On the third day, I found Falco’s grave in the sunshine and falling leaves of the huge Zentralfriedhof, the main cemetery, which was peppered by the smell of sewage wafting up from the shores on the lanes. Despite Claudio Magris’ Danube being largely pretentious verbiage, he couldn’t ruin everything with his waffle. Some of the material is just too strong. The funniest part of his book is set in the early hours in the Zentralfriedhof, in the company of Herr Baumgartner and his shotgun. The weapon is used, for example, on the hares that have a “passion” for tearing up and eating the pansies left by mourners. It is not quite a free-fire zone, though, as Herr Baumgartner has to answer for any graves or offerings damaged or shattered or bloodied or peppered by stray buckshot.

That night I revisited the Café Central after a spell in the unusual spot that is the dark, onyx Loos Bar, where a normal drink is essentially impossible to get. Back in the café, one young French girl came back to my table, blushing, looking for her annotated city map.
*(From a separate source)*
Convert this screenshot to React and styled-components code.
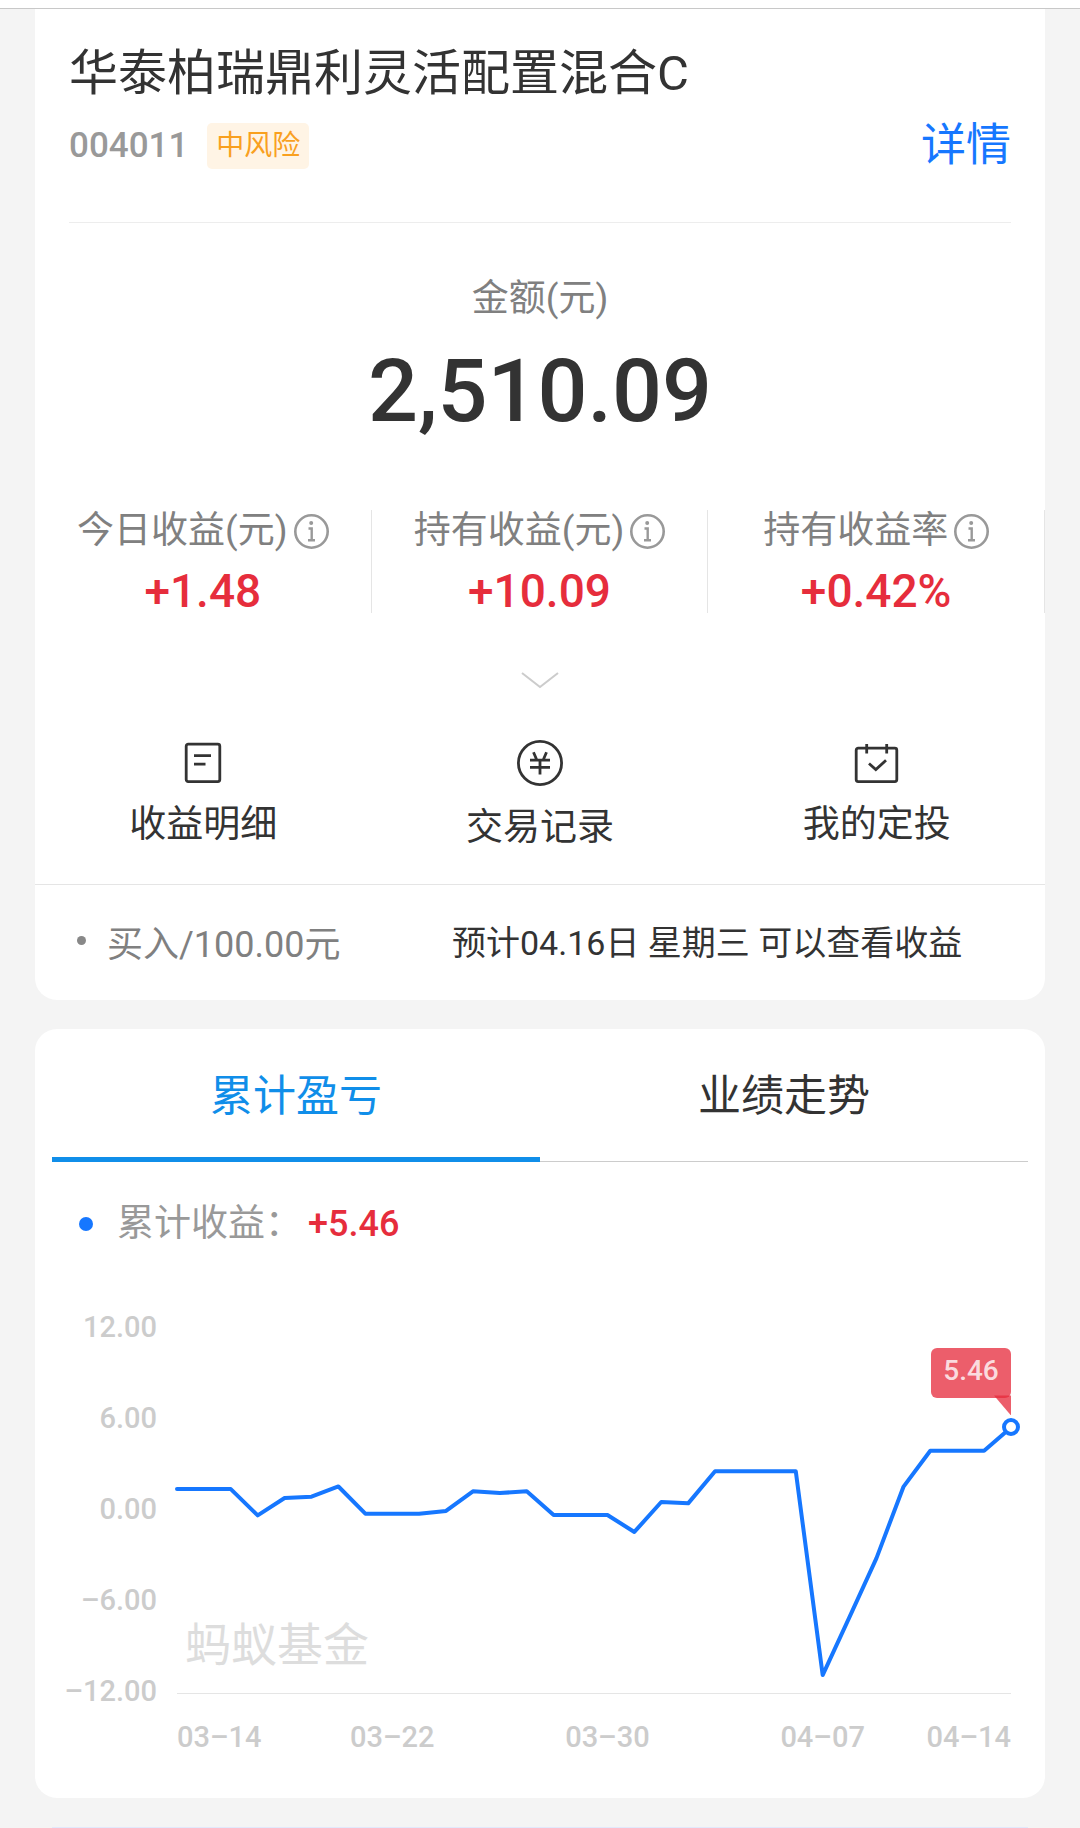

I offered her mine but hers had “mes notes” while another, alone at the next table, read Freud. Trois essais sur la théorie sexuelle. I’d read somewhere that France had six hundred thousand psychology students. The French are always value for money in Vienna. It’s like it’s the only foreign place that cuts their mustard.

The last night ended in the Vulcania bar in the Bermuda Dreieck, talking to two brothers from Croatia – one behind the bar, the other an off-duty Viennese cop. The former asked me not to mention to the latter that he’d revealed what his brother’s job was. I’d have quit earlier only it was my last night. Sitting in an airport toilet cubicle the next day, sweating, I was left trying to get my head together in my only Kater of the trip.